La secrétaire générale de l'Organisation nationale des parents d'élèves, M.Adejina Ourida, a dénoncé elle aussi cet acte de violence, mais elle a insisté auprès du Quotidien d'Oran sur la nécessité de trouver une solution globale à cette problématique de la violence en milieu scolaire. En exprimant ses craintes de vouloir traiter ce problème d'un seul côté seulement. Elle dira «nous avons constaté que les réseaux sociaux se sont enflammés, des tweets, des posts sur Facebook, des appels qui diabolisent les élèves et pointant du doigt uniquement la responsabilité des parents d'élèves, alors que le problème doit être analysé dans le fond».

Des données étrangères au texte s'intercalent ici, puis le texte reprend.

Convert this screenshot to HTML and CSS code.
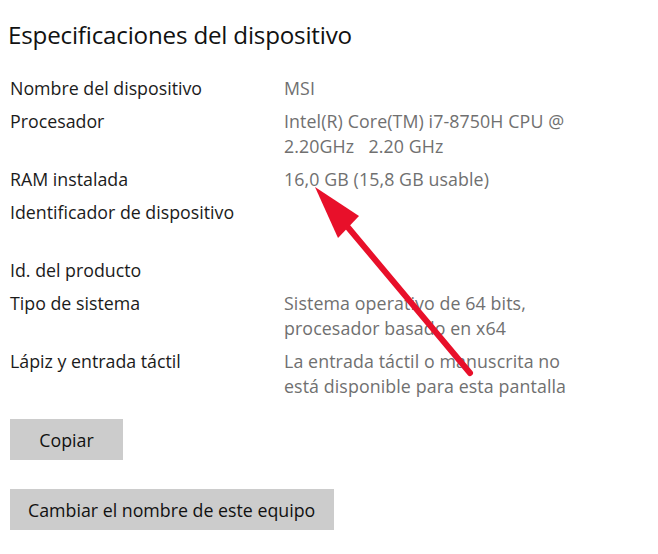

Il faut penser, dit-elle, à des solutions globales et des stratégies de lutte qui concernent tous les intervenants dans le milieu scolaire. Il faut, dit-elle, redynamiser le rôle de la cellule d'écoute et de suivi «qui se contente aujourd'hui d'assurer des missions administratives». Il faut également, dit-elle, redynamiser le rôle que doit jouer le conseiller d'orientation scolaire, ainsi que le rôle de l'enseignant désigné président de la classe, notamment pour un accompagnement des élèves, notamment ceux ayant des carences que ce soit en matière de comportement ou des carences pédagogiques. Sans parler, dit-elle, du rôle que doit jouer le conseil des classes. Avec la nécessité de former les nouveaux enseignants sur le comportement à suivre pour gérer et maîtriser la classe et accompagner les élèves.

Elle conclut en affirmant que les autorités doivent aussi trouver des solutions à la surcharge des classes.